TASK TO CARRY OUT - Copy out the listing that follows, exactly, without its pictures.

DATA SEGMENT -
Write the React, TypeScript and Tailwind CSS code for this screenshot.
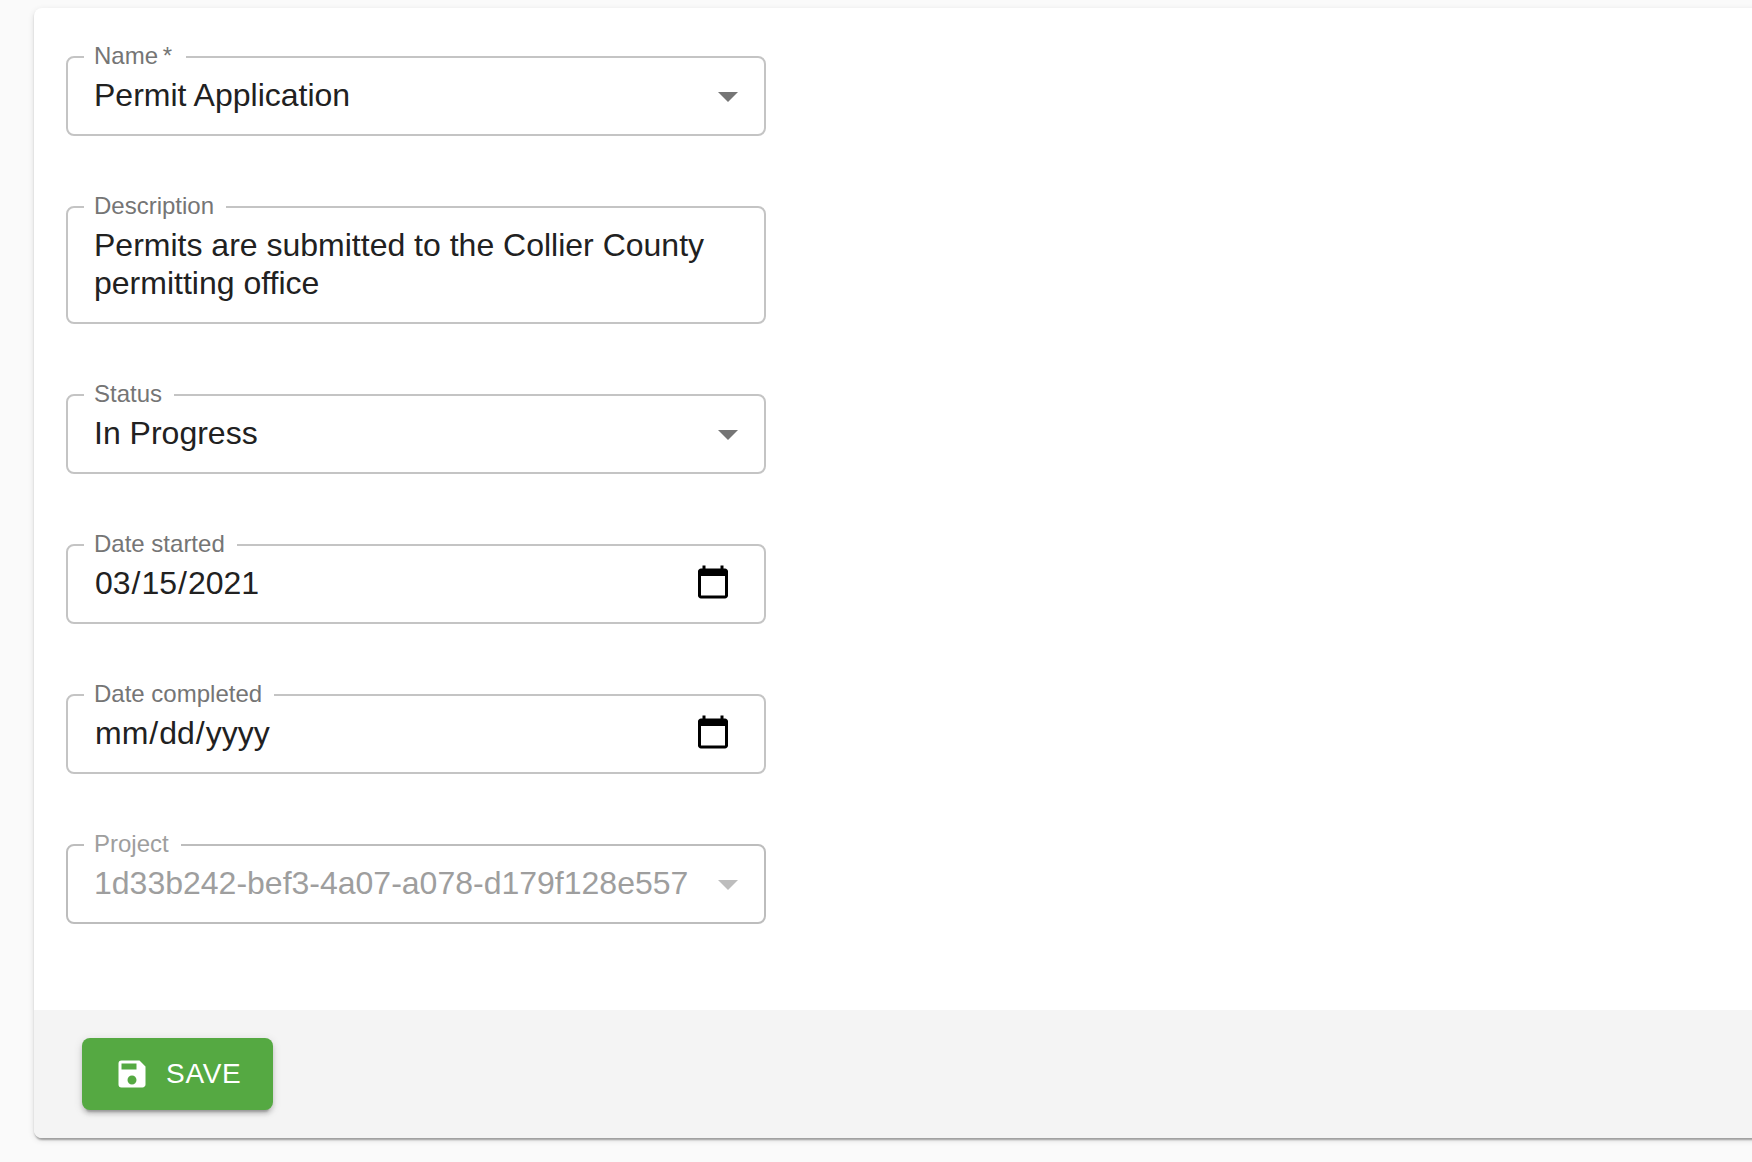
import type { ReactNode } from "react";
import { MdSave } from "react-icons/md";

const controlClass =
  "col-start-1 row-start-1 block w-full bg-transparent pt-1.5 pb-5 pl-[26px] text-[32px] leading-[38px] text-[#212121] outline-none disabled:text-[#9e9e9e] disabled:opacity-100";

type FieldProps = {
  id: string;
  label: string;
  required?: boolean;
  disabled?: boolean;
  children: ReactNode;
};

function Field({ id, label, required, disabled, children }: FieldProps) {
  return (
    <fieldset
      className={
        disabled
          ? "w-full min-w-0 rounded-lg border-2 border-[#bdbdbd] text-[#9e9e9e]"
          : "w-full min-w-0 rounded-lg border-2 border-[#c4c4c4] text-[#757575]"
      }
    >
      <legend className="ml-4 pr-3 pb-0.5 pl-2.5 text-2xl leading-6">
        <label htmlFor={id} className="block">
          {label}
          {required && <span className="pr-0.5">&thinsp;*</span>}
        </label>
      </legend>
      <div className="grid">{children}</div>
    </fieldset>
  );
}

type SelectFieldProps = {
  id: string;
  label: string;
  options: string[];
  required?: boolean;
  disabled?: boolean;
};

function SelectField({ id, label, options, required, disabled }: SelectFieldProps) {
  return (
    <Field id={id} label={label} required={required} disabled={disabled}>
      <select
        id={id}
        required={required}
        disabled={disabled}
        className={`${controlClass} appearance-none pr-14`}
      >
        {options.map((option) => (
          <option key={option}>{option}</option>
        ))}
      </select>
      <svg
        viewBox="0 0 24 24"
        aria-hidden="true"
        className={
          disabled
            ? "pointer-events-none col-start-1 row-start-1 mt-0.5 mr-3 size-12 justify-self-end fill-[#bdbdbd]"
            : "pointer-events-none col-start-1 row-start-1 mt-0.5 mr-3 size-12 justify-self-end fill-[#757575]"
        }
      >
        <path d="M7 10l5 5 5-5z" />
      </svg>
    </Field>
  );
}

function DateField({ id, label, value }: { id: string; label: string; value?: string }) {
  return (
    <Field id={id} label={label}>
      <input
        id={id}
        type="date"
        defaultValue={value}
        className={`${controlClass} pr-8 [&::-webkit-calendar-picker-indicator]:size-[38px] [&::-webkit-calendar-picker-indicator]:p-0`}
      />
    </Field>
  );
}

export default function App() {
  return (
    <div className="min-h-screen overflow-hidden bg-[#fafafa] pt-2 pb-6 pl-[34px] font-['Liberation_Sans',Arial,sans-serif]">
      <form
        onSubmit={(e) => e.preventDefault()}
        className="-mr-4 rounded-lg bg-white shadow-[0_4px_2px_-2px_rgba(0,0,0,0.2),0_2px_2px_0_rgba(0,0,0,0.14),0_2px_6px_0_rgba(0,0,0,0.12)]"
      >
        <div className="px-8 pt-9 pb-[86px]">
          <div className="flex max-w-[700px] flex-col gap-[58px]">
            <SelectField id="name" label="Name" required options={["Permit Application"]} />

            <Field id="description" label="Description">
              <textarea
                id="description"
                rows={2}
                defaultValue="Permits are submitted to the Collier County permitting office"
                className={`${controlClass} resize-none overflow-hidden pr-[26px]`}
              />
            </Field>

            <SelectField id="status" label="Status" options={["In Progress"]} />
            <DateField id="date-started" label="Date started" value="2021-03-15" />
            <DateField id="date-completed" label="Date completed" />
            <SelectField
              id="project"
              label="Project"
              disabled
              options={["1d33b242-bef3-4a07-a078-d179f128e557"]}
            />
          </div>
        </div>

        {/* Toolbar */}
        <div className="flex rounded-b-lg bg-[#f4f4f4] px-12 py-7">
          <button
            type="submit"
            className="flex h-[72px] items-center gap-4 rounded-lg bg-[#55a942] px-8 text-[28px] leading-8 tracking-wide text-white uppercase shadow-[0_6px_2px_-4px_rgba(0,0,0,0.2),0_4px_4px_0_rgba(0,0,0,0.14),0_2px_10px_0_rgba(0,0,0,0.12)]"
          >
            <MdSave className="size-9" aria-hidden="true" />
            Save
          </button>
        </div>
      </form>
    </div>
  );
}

ANSWER TO THIS TASK -
Write the React, TypeScript and Tailwind CSS code for this screenshot.
import type { ReactNode } from "react";
import { MdSave } from "react-icons/md";

const controlClass =
  "col-start-1 row-start-1 block w-full bg-transparent pt-1.5 pb-5 pl-[26px] text-[32px] leading-[38px] text-[#212121] outline-none disabled:text-[#9e9e9e] disabled:opacity-100";

type FieldProps = {
  id: string;
  label: string;
  required?: boolean;
  disabled?: boolean;
  children: ReactNode;
};

function Field({ id, label, required, disabled, children }: FieldProps) {
  return (
    <fieldset
      className={
        disabled
          ? "w-full min-w-0 rounded-lg border-2 border-[#bdbdbd] text-[#9e9e9e]"
          : "w-full min-w-0 rounded-lg border-2 border-[#c4c4c4] text-[#757575]"
      }
    >
      <legend className="ml-4 pr-3 pb-0.5 pl-2.5 text-2xl leading-6">
        <label htmlFor={id} className="block">
          {label}
          {required && <span className="pr-0.5">&thinsp;*</span>}
        </label>
      </legend>
      <div className="grid">{children}</div>
    </fieldset>
  );
}

type SelectFieldProps = {
  id: string;
  label: string;
  options: string[];
  required?: boolean;
  disabled?: boolean;
};

function SelectField({ id, label, options, required, disabled }: SelectFieldProps) {
  return (
    <Field id={id} label={label} required={required} disabled={disabled}>
      <select
        id={id}
        required={required}
        disabled={disabled}
        className={`${controlClass} appearance-none pr-14`}
      >
        {options.map((option) => (
          <option key={option}>{option}</option>
        ))}
      </select>
      <svg
        viewBox="0 0 24 24"
        aria-hidden="true"
        className={
          disabled
            ? "pointer-events-none col-start-1 row-start-1 mt-0.5 mr-3 size-12 justify-self-end fill-[#bdbdbd]"
            : "pointer-events-none col-start-1 row-start-1 mt-0.5 mr-3 size-12 justify-self-end fill-[#757575]"
        }
      >
        <path d="M7 10l5 5 5-5z" />
      </svg>
    </Field>
  );
}

function DateField({ id, label, value }: { id: string; label: string; value?: string }) {
  return (
    <Field id={id} label={label}>
      <input
        id={id}
        type="date"
        defaultValue={value}
        className={`${controlClass} pr-8 [&::-webkit-calendar-picker-indicator]:size-[38px] [&::-webkit-calendar-picker-indicator]:p-0`}
      />
    </Field>
  );
}

export default function App() {
  return (
    <div className="min-h-screen overflow-hidden bg-[#fafafa] pt-2 pb-6 pl-[34px] font-['Liberation_Sans',Arial,sans-serif]">
      <form
        onSubmit={(e) => e.preventDefault()}
        className="-mr-4 rounded-lg bg-white shadow-[0_4px_2px_-2px_rgba(0,0,0,0.2),0_2px_2px_0_rgba(0,0,0,0.14),0_2px_6px_0_rgba(0,0,0,0.12)]"
      >
        <div className="px-8 pt-9 pb-[86px]">
          <div className="flex max-w-[700px] flex-col gap-[58px]">
            <SelectField id="name" label="Name" required options={["Permit Application"]} />

            <Field id="description" label="Description">
              <textarea
                id="description"
                rows={2}
                defaultValue="Permits are submitted to the Collier County permitting office"
                className={`${controlClass} resize-none overflow-hidden pr-[26px]`}
              />
            </Field>

            <SelectField id="status" label="Status" options={["In Progress"]} />
            <DateField id="date-started" label="Date started" value="2021-03-15" />
            <DateField id="date-completed" label="Date completed" />
            <SelectField
              id="project"
              label="Project"
              disabled
              options={["1d33b242-bef3-4a07-a078-d179f128e557"]}
            />
          </div>
        </div>

        {/* Toolbar */}
        <div className="flex rounded-b-lg bg-[#f4f4f4] px-12 py-7">
          <button
            type="submit"
            className="flex h-[72px] items-center gap-4 rounded-lg bg-[#55a942] px-8 text-[28px] leading-8 tracking-wide text-white uppercase shadow-[0_6px_2px_-4px_rgba(0,0,0,0.2),0_4px_4px_0_rgba(0,0,0,0.14),0_2px_10px_0_rgba(0,0,0,0.12)]"
          >
            <MdSave className="size-9" aria-hidden="true" />
            Save
          </button>
        </div>
      </form>
    </div>
  );
}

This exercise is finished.